International Association of Fire Chiefs

T Band and the Fire Service

Change is coming to T band, so agencies need to plan for interoperability when there’s a mixture of narrow and wide channel spacing use in their areas. Budgets need to be established and plans made to migrate in nine years.

Now is the time to start considering these issues and engage consultants and vendors, so you won’t be caught short.

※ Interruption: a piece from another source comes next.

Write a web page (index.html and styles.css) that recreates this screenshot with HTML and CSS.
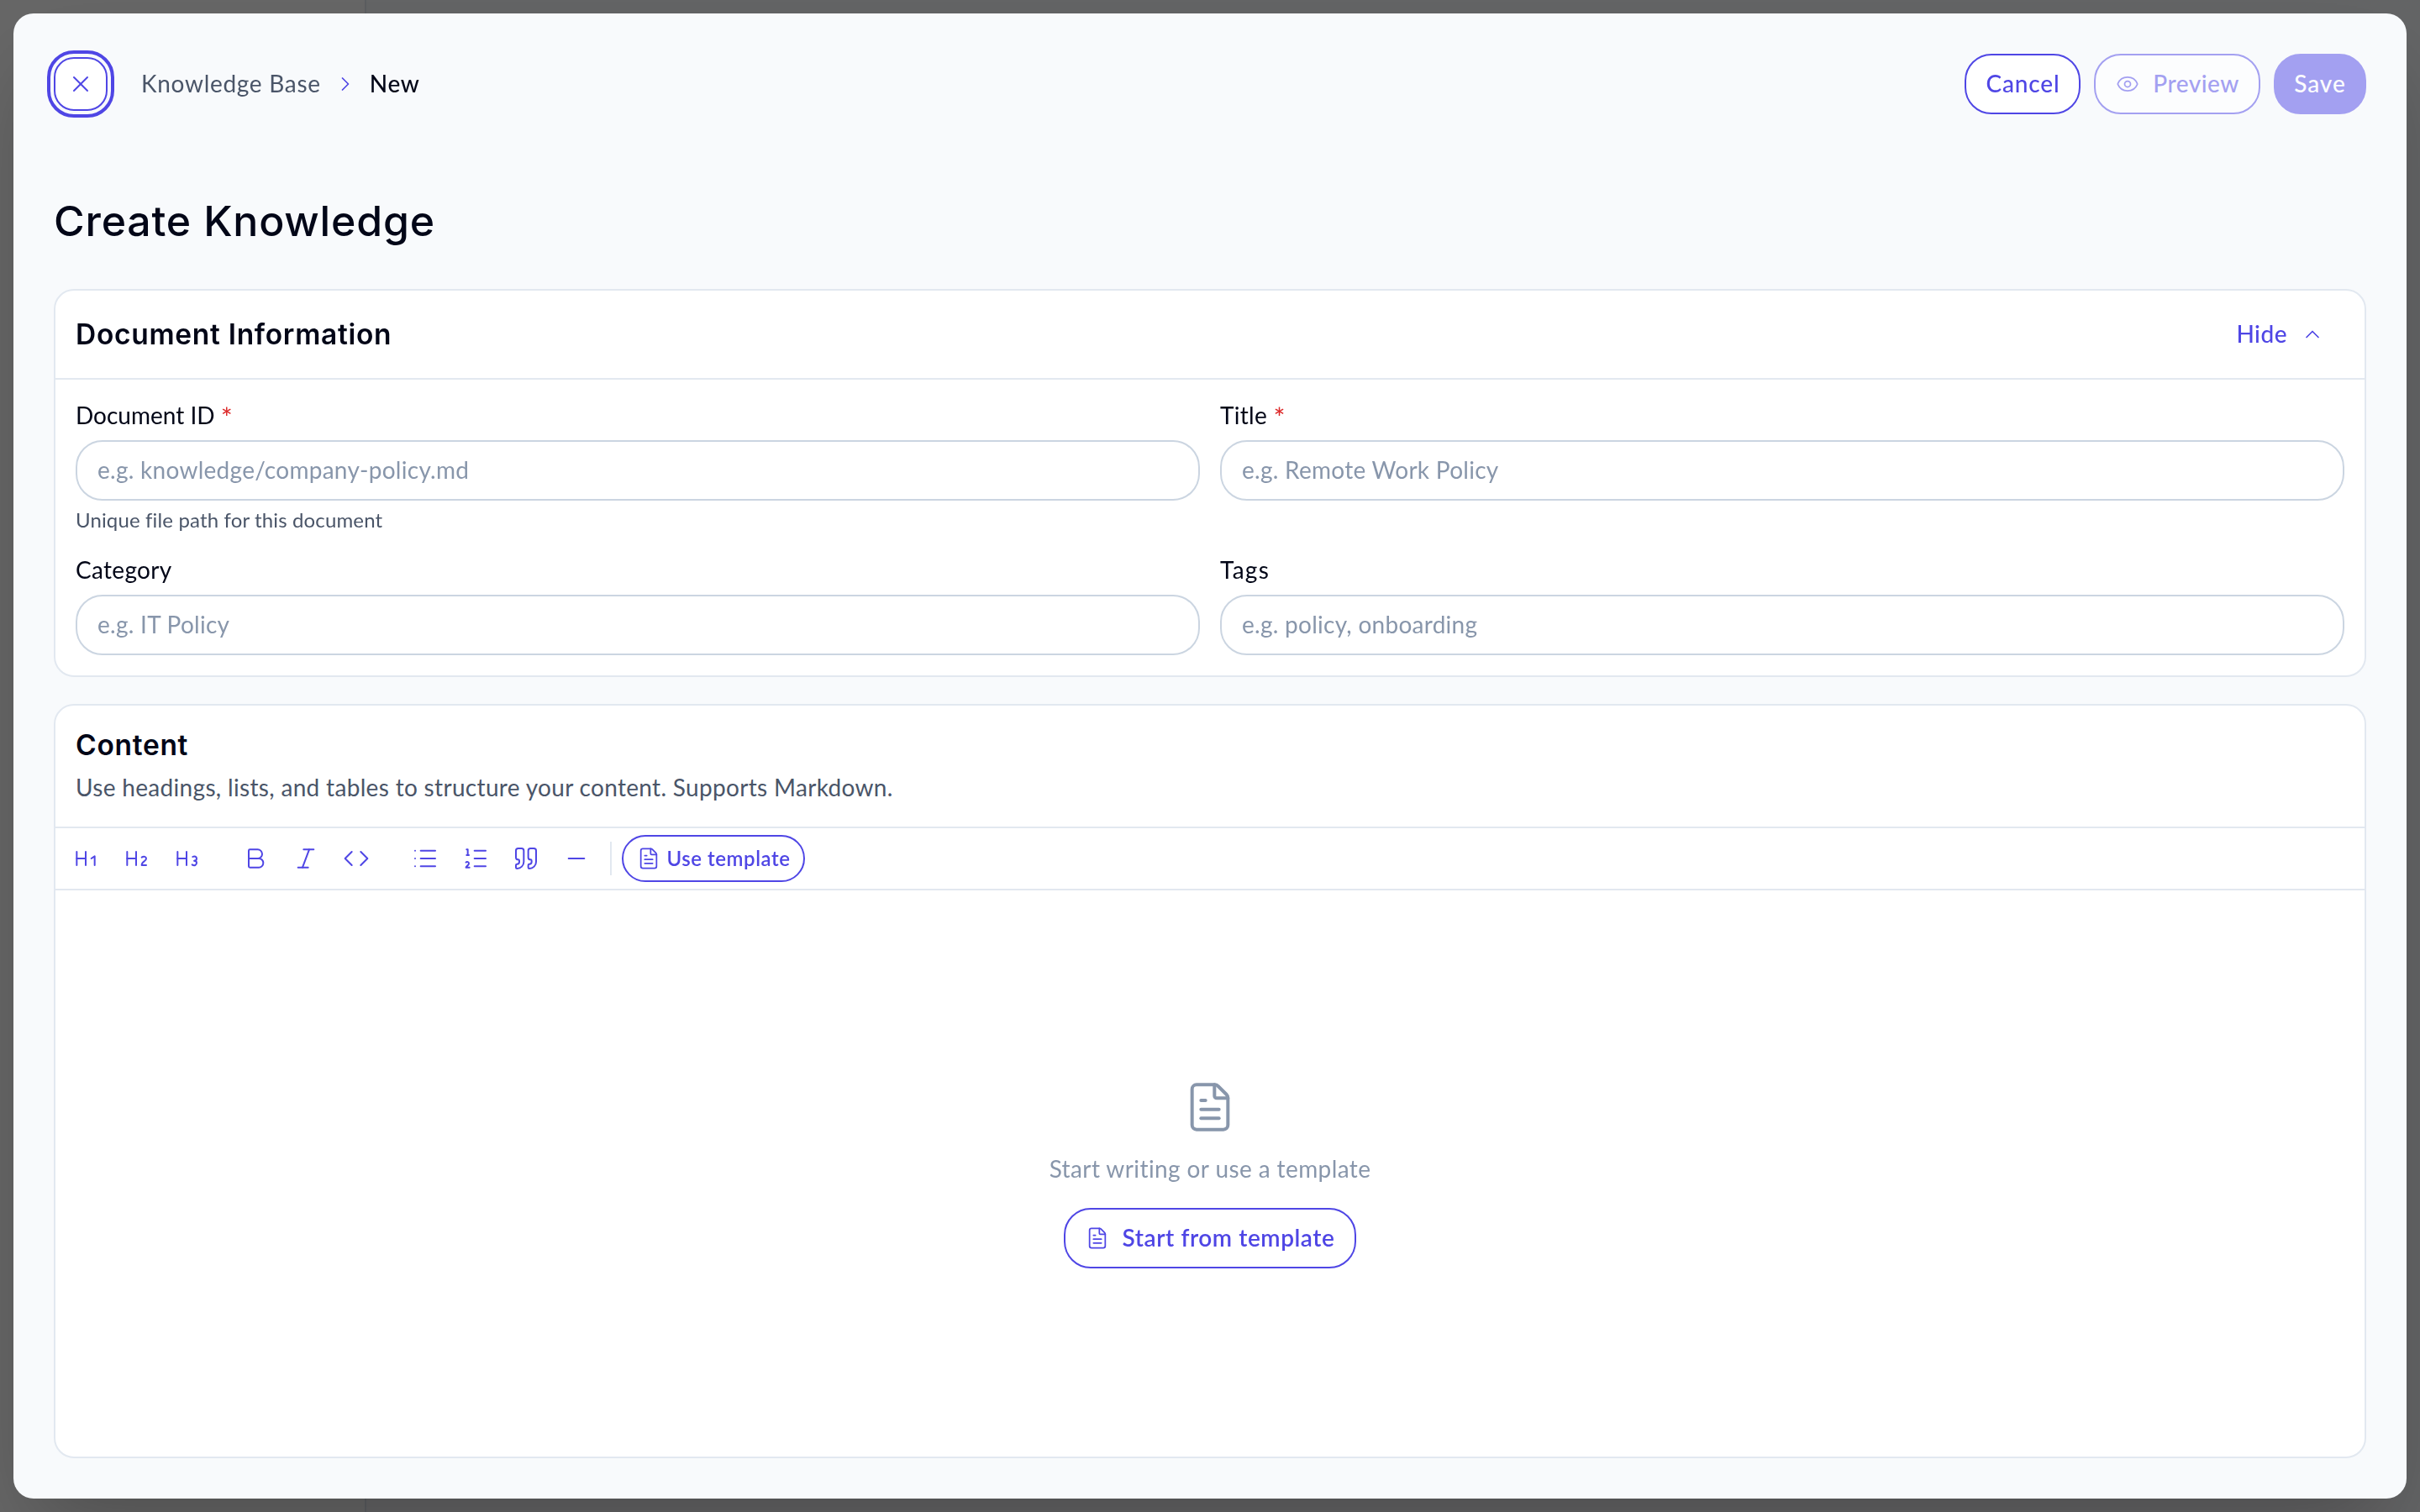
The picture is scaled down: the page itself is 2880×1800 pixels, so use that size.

What T Band Is and Why It Matters to the Fire Service

T band is in the UHF spectrum, 470-512 MHz, directly above the more commonly used UHF spectrum of 450-470 MHz. Originally, the T band was used for TV channels 14 to 20, but because of channel congestion in the mid-1970s it was allocated to 11 major urban areas:

  • Boston
  • Chicago
  • Dallas/Ft. Worth
  • Houston
  • Los Angeles
  • Miami
  • New York/Northern N.J.
  • Philadelphia
  • Pittsburgh
  • San Francisco/Oakland
  • Washington D.C. metropolitan area

The usage in this band is significant. A filing by both APCO and NPSTC in January 2010 said there were over 2,800 public-safety licenses in T band.

FDNY, the largest fire department in the U.S., uses T band. Usage was also allowed within a 50-mile radius of the center of these urban areas, so many suburban fire departments are also on T band.

Broadband D Block Impact

Title VI of the Spectrum Act, signed into law on February 2, allocates the D Block at 700 MHz to a future Nationwide Public Safety Broadband Network, with $7 billion in funding.

However, a provision requires the FCC to auction T band public-safety channels and to relocate those licensees within 11 years. Auction proceeds will help relocation costs.

Therefore, all public safety T band users must make plans to vacate this spectrum. (Note: the bill didn’t mention business and industrial users on T band, which is believed to be an oversight.)

Narrowbanding Issue

The FCC previously mandated that users in radio frequencies between 150 to 512 MHz must narrow their channel usage from 25 kHz to 12.5 kHz channels by 1 January 2013.

However, on April 26 the FCC ruled (PDF) that T band systems are now exempt from the narrowbanding deadline. This means T band users don’t have to narrowband.

The FCC also ruled (PDF) that they were suspending any actions on new or expanded use of T band. This means that if you’re planning to expand your use of T band, it may not be approved.

Potential Interoperability Problems

T band users in the same region may have interoperability problems crop up because some agencies will have narrowbanded already and others that haven’t done so may elect to remain at 25 kHz.
Thus, at a mutual-aid incident, some users may be on narrow channels, others on wide channels.

John Facella is a member of the IAFC Communications Committee. He is currently a senior vice president with RCC Consultants Inc. and has 25 years of experience as a firefighter/EMT in four states. One of the fire departments he is a member of uses a T band system in the Boston area.